Goal: Look through the records below, and copy out every line that holds the string "React".

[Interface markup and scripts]
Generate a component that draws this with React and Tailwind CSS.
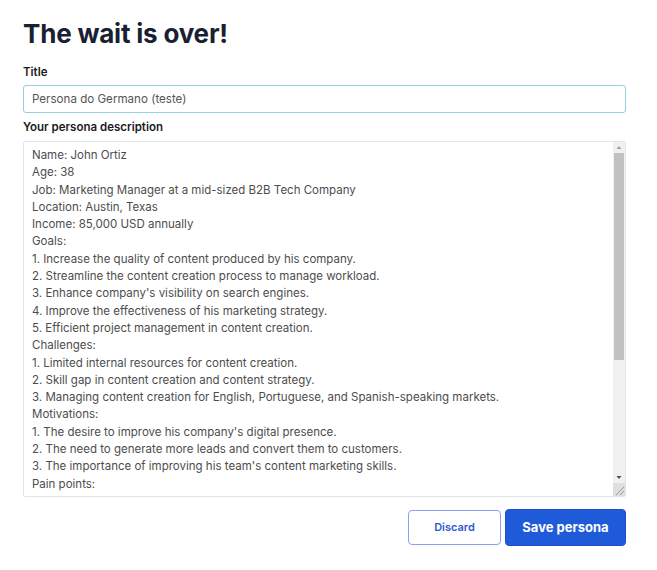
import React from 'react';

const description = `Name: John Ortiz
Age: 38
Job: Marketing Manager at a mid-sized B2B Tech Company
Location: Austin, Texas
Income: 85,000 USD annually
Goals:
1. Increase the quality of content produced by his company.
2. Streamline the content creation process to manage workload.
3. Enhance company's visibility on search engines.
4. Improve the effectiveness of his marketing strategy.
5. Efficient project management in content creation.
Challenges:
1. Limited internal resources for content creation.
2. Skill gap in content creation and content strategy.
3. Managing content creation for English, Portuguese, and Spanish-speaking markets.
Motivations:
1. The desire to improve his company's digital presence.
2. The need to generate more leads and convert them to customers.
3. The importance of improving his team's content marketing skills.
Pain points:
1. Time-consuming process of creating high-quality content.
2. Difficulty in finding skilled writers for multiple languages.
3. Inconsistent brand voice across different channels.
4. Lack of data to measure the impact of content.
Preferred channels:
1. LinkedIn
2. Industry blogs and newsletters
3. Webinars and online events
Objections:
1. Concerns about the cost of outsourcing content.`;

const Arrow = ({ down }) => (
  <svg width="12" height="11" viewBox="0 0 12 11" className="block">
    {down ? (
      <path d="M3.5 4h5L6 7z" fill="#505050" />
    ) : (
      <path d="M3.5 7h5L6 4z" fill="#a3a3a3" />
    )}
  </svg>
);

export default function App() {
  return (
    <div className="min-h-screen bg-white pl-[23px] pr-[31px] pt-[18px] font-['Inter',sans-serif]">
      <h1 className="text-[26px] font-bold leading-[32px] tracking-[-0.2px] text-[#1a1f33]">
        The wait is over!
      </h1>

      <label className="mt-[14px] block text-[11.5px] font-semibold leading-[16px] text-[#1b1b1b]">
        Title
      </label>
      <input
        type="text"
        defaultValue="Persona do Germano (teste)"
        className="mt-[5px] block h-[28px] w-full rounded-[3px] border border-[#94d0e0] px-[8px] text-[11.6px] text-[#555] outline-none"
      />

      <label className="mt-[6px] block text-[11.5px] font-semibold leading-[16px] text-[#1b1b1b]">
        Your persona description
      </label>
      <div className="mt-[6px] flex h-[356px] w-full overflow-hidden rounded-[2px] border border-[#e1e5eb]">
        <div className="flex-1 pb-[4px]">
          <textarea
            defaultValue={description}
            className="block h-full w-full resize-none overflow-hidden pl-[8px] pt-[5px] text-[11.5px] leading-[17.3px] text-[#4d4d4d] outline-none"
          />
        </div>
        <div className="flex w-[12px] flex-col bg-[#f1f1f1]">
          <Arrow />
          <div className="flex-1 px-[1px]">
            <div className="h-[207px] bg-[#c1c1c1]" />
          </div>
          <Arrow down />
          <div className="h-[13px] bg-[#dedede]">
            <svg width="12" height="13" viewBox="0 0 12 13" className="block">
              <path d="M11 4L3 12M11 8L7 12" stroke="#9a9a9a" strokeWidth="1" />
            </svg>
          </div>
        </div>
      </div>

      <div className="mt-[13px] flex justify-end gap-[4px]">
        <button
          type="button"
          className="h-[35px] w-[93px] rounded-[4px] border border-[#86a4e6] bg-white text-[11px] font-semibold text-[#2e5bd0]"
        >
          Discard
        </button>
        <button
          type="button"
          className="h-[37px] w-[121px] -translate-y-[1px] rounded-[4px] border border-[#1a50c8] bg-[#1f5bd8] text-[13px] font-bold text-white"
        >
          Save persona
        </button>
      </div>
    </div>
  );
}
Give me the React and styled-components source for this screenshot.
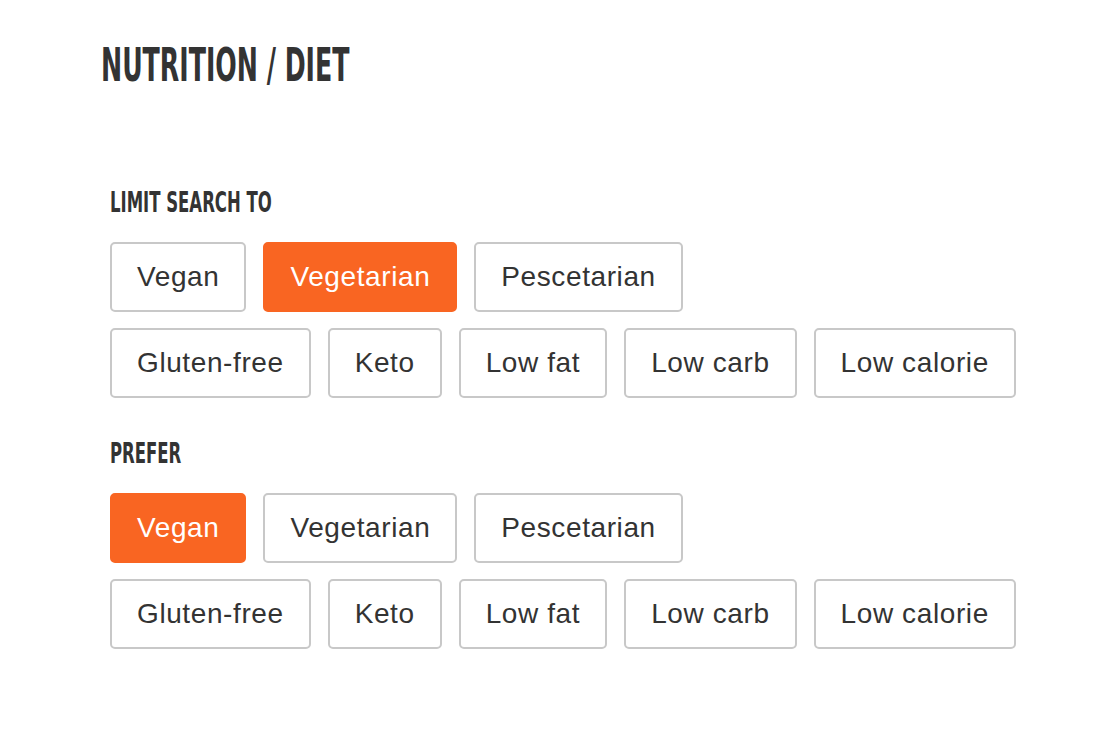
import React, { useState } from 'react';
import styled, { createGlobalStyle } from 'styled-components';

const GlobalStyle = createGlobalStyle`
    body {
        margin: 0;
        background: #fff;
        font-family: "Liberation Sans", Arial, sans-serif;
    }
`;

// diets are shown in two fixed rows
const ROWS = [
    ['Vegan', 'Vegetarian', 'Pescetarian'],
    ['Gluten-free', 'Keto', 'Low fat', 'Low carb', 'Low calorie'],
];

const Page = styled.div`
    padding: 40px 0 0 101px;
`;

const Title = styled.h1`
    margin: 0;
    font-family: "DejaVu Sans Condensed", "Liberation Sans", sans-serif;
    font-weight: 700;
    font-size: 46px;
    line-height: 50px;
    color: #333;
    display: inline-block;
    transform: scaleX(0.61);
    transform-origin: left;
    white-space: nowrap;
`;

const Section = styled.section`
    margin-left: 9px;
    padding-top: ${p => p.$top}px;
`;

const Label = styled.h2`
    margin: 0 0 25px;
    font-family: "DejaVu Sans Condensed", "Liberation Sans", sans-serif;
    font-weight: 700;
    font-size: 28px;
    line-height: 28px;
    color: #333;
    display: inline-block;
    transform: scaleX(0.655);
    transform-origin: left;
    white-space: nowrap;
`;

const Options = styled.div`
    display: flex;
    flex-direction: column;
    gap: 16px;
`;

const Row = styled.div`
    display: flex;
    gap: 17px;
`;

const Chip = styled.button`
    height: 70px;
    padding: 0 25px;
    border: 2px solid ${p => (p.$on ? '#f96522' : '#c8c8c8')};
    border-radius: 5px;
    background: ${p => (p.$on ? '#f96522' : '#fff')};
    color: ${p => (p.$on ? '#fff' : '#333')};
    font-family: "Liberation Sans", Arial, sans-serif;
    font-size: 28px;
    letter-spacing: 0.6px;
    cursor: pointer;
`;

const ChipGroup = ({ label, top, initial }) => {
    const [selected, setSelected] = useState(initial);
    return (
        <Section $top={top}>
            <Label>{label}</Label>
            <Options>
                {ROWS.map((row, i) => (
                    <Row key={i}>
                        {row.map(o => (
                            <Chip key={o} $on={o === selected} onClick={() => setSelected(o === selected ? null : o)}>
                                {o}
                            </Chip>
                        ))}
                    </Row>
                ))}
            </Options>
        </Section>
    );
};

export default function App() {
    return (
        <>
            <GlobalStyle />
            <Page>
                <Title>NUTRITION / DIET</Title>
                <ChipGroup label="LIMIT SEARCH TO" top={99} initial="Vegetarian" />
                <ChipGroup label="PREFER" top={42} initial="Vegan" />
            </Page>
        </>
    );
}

Solution to the problem:
Generate a component that draws this with React and Tailwind CSS.
import React from 'react';
Give me the React and styled-components source for this screenshot.
import React, { useState } from 'react';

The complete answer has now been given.